Well, in two days I’ve got Stanmore, again, which I’m trying to look forward to. Going to try to do it in one day again, and to try to get as much out of the single appointment as possible – If there is a second appointment, I probably won’t be able to afford to get to it, even with the disabled person’s railcard.

 

Just failed another Mod 1, so am about to take on the eighth attempt in December.

 

The kitchen ceiling is dripping in three places, and the bedroom wall has filled up with black mould because the outside downpipe has broken. Heating repair is coming on Monday, gutter repair was supposed to be today, but I’ve heard nothing yet.

 

I had to fill in a reapplication for PIP, which arrived on the 3rd of October and was due in for the 3rd of November. I got it sorted eventually, but it took me ages and again there’s something cripplingly embarrassing about having your best friend and their Mum both doing a close-reading of exactly how you wash your hair and feed yourself and wipe your arse.
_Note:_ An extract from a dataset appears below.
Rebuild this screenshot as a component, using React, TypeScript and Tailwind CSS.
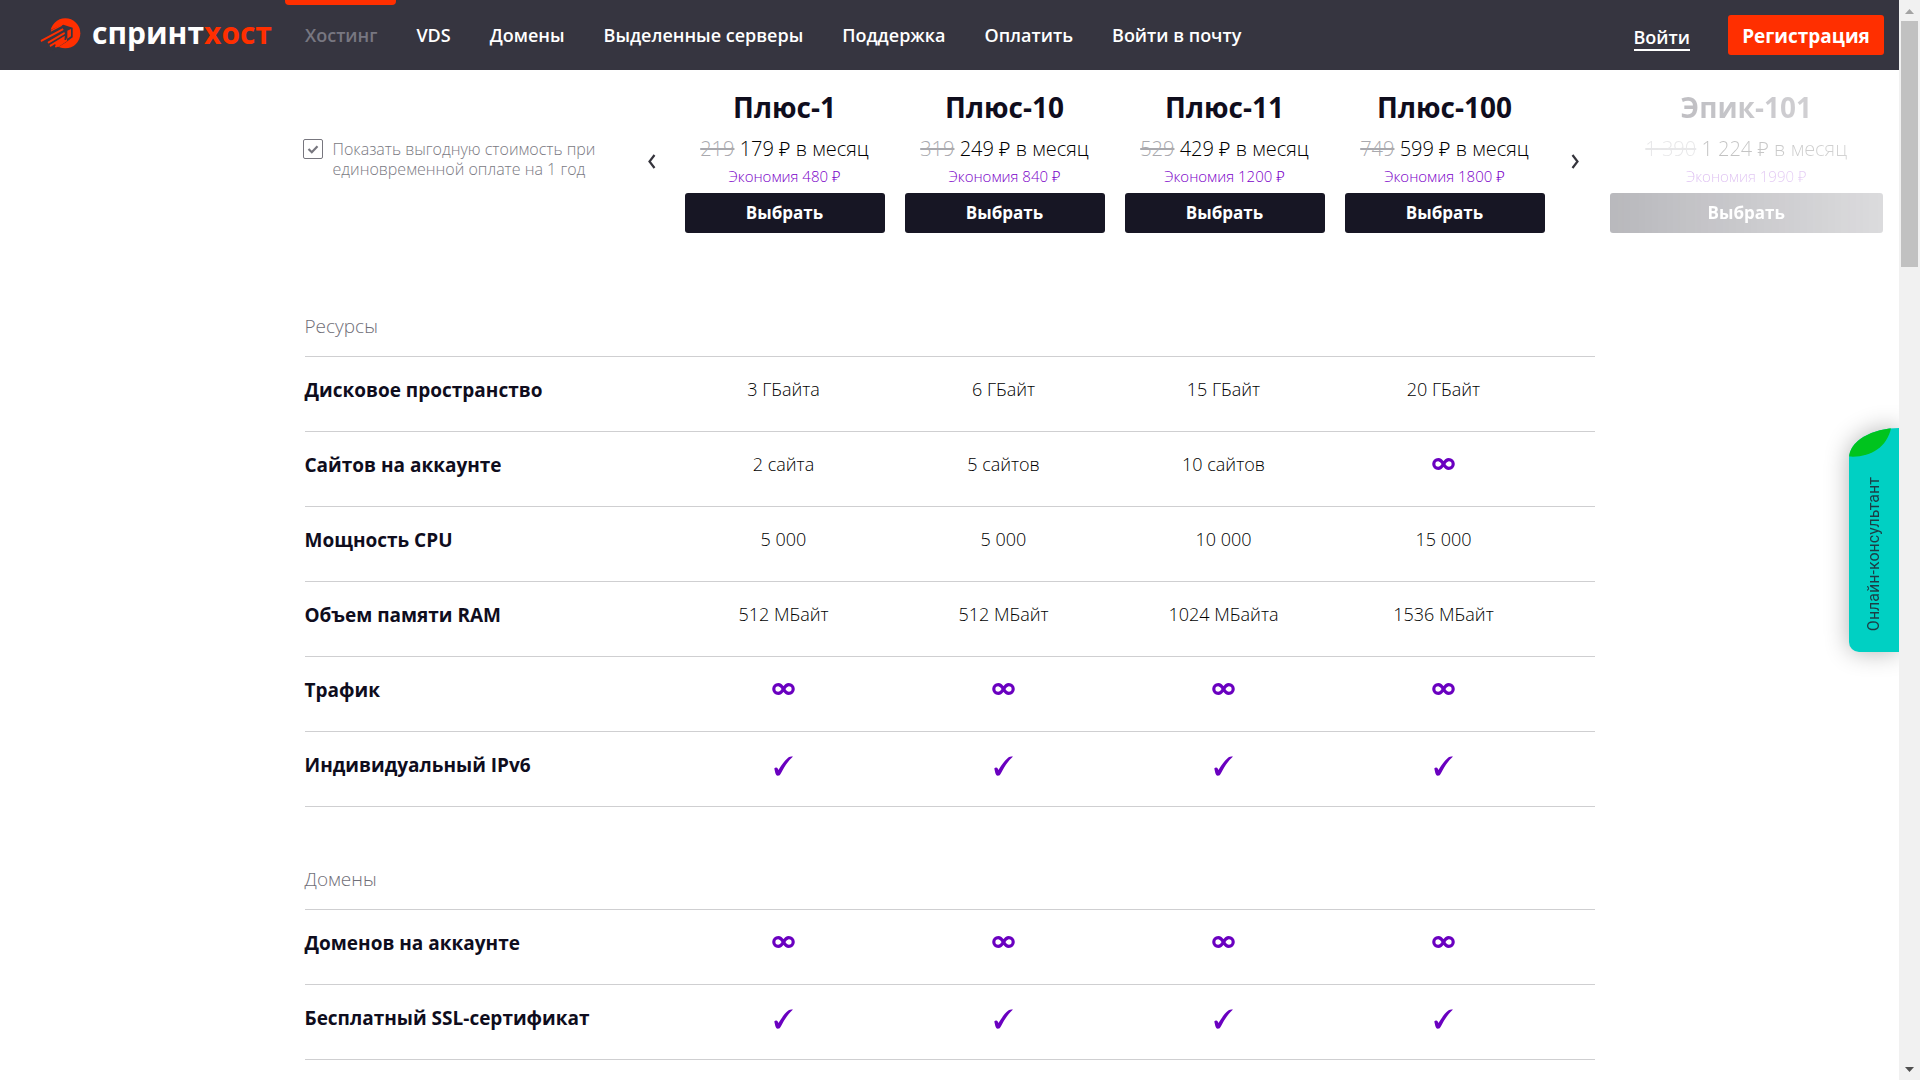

Was frankly mortifying to realise how antisocial I am now; How much I don’t like to see, or talk to new people, and how much it’s getting worse. It wasn’t that long ago, in lifetime terms, that I used to willingly go to societies, and parties, and to find value in meeting new, interesting people. My attempts at such this year turned pretty quickly into realising “I like the swimming, but I wish there were no other people” or “I like riding, but I wish I was the only person at this biker cafe” and, well, I’m not sure if that’s mental illness or just utter disillusionment with all other people. Anyway, it’s been coming on for a few years, but now other than Dearest and Best Friend, I’m a complete hermit, and even seeing them is a little exhausting.

 

In good news though: I’ve been swimming a couple of times, I went to Harrogate and got myself a nice lambswool jumper and a load of buttons, and my lacemaking is getting on a bit.

 

All I really want right now is to be out on my bike, or to be curled up in the warm with someone lovely, or just in general for it to be not this week at all.